L’idée est originale : le théâtre vient au secours de l’entreprise pour lutter contre le stress au travail. Une manière aussi pour l’entreprise de venir au secours du théâtre…

Feuilletez un journal d’entreprise et vous y contemplerez un vocabulaire que l’on retrouve peu sur les planches : rentabilité, productivité, objectifs, résultats, valeur ajoutée, plus-value, management, etc. Bienvenue dans le monde du business et du stress ! Que vient faire le théâtre dans toute cette affaire ? Il ne s’agit pas tant de divertir les salariés que d’appréhender un enjeu majeur : le stress au travail et les risques psychosociaux. Spécialiste du management de transition, Corinne Berthaud, une lyonnaise de 41 ans, dresse le constat chiffré : « 37 % des hommes et 24 % des femmes expriment un mal-être au travail, qui conduit à des pathologies diverses représentant 3 % des arrêts de travail.
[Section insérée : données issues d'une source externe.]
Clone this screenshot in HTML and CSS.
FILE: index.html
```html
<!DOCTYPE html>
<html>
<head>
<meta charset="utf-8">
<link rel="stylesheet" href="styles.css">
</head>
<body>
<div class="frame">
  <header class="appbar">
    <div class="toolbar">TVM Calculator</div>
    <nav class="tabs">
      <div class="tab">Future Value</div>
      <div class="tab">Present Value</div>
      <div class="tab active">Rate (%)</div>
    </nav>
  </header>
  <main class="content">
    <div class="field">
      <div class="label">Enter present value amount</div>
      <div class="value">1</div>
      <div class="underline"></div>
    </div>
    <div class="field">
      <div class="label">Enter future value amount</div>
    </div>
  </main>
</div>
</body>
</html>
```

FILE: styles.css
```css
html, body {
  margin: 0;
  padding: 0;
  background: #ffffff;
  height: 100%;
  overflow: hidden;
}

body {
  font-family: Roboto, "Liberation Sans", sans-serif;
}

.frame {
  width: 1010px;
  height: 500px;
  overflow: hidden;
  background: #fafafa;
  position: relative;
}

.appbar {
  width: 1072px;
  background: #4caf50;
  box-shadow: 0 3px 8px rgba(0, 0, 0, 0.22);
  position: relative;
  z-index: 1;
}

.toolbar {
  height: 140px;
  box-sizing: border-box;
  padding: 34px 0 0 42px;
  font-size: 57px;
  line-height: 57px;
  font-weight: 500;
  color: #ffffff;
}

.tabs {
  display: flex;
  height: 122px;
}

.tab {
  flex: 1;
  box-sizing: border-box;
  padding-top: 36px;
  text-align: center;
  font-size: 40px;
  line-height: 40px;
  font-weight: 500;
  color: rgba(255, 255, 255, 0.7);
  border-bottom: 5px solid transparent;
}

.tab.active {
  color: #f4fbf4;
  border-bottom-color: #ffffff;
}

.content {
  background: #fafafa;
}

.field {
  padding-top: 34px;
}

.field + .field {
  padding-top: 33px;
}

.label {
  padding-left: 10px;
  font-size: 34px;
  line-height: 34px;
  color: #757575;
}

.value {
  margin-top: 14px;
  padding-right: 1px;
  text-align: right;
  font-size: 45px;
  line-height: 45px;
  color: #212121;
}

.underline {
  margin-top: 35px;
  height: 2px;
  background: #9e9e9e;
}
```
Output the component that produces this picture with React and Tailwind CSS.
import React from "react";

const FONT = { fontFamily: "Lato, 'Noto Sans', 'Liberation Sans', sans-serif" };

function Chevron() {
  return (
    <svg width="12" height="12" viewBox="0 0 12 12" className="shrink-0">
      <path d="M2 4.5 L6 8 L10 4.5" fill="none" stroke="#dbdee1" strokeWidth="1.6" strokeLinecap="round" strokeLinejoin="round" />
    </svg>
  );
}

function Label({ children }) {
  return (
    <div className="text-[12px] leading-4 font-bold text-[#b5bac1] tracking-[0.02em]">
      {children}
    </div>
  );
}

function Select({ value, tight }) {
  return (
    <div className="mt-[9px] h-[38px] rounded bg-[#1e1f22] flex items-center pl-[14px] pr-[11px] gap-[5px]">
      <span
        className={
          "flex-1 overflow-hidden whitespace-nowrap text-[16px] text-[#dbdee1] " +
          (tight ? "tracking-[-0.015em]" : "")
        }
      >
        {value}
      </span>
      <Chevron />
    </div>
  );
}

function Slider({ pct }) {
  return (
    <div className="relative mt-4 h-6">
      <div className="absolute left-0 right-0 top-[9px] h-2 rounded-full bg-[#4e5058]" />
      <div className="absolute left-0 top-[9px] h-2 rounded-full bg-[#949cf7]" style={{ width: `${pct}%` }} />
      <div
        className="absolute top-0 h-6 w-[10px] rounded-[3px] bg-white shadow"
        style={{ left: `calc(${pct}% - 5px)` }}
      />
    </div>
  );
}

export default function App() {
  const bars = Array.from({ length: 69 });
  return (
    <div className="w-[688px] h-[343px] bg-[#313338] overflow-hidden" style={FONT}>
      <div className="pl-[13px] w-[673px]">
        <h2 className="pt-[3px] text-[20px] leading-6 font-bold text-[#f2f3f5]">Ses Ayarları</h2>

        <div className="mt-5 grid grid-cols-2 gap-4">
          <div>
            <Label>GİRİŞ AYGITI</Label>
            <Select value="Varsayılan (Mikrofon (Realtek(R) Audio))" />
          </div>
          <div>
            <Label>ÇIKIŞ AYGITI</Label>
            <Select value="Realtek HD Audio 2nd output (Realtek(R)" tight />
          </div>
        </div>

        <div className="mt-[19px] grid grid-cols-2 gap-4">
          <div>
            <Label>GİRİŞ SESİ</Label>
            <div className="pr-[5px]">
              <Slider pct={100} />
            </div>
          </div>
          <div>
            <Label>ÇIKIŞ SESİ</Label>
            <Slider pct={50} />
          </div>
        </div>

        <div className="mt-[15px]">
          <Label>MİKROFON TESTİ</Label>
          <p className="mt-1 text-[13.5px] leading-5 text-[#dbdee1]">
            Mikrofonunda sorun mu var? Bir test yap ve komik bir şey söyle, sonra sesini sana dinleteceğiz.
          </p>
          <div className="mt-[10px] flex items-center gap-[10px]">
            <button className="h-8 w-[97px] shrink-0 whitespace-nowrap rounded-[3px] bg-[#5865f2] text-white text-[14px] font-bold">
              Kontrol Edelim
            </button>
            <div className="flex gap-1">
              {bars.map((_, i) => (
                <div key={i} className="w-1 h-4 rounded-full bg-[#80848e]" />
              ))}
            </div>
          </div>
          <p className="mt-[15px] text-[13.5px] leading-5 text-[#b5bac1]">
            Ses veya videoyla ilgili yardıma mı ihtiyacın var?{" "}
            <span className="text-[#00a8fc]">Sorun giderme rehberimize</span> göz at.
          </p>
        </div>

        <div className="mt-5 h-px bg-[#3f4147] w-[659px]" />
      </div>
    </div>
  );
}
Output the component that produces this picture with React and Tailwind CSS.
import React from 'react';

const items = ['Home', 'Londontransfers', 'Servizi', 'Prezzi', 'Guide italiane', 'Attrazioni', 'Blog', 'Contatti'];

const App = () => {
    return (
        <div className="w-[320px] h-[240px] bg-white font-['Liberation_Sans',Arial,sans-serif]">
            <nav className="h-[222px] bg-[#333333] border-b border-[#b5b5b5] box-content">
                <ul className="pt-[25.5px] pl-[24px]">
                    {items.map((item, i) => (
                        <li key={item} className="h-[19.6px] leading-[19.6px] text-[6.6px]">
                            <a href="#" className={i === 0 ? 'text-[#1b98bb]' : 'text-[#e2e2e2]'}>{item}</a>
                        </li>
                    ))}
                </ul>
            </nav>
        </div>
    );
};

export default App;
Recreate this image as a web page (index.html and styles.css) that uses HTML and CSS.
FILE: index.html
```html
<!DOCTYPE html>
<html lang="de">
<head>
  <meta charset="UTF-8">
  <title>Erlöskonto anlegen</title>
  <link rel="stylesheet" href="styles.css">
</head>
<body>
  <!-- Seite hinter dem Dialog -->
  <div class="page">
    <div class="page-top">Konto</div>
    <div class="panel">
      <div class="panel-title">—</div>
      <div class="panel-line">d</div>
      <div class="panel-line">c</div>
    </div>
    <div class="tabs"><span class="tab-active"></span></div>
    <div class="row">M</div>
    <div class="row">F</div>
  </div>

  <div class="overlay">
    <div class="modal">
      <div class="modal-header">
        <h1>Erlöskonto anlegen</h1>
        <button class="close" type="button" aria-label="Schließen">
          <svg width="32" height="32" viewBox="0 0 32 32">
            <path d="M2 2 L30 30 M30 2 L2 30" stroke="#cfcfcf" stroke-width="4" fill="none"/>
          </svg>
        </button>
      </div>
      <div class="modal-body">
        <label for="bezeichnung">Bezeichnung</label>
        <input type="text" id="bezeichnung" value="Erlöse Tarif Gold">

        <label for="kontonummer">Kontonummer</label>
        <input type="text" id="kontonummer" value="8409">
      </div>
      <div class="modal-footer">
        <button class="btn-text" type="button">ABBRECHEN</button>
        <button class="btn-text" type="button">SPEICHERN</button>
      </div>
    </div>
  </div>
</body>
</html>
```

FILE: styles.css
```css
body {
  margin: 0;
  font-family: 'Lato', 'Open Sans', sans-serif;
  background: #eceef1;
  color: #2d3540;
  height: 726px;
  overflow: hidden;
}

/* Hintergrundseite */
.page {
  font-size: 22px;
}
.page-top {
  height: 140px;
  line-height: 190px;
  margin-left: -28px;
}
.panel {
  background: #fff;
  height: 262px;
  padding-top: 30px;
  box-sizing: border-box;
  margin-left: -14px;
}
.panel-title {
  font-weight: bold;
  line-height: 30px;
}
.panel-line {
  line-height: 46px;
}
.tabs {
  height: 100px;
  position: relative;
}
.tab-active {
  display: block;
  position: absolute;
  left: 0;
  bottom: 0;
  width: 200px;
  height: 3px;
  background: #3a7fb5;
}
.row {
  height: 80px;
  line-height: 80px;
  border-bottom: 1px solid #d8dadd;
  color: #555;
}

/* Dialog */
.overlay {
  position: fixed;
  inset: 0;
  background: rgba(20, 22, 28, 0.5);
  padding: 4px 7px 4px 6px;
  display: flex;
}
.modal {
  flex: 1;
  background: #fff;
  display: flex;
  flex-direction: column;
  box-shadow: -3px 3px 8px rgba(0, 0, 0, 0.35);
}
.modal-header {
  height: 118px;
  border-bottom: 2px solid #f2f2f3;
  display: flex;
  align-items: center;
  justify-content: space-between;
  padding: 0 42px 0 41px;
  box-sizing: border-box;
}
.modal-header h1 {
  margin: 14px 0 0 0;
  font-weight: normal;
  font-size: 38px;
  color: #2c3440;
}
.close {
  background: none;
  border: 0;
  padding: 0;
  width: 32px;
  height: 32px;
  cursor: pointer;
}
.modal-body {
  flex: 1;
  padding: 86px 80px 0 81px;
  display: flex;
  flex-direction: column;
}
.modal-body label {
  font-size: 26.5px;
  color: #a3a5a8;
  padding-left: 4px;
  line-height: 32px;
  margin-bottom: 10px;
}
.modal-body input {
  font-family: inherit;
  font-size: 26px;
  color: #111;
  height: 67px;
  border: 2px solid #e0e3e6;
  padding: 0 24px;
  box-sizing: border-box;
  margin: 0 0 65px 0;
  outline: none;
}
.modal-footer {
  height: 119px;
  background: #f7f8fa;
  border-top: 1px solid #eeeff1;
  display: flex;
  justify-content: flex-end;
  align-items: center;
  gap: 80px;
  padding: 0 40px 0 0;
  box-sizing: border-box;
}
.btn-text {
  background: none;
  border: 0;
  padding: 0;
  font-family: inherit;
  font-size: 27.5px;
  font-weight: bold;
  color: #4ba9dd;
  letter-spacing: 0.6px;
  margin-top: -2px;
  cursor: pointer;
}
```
Aujourd’hui, 71 % des entreprises se disent préoccupées par l’augmentation du stress. Elles considéraient jadis que les problèmes personnels des salariés ne la concernaient pas. » Familière du monde de l’entreprise, Corinne Berthaud a vu la mutation s’opérer sous ses yeux : « Le stress au travail est devenu un véritable phénomène de société, insiste-t-elle. Une législation spécifique a été mise en place et les entreprises ont compris que la perte de valeur ajoutée pouvait être substantielle. » Si elle n’est pas artiste, Corinne n’en est pas moins créative : elle a eu l’idée de mettre le théâtre au service de l’entreprise : « L’objectif est de sensibiliser les dirigeants et de libérer la parole des salariés pour ouvrir un dialogue. Pour cela, je propose aux entreprises une convention de prévention des risques psychosociaux par le spectacle d’improvisation. Je travaille en partenariat avec des compagnies qui mettent en scène, à partir de la réalité vécue dans l’entreprise, des situations concrètes de stress. » Une manière singulière de donner aux uns et aux autres un regard extérieur sur ce qui se passe à l’intérieur de l’entreprise et d’eux-mêmes.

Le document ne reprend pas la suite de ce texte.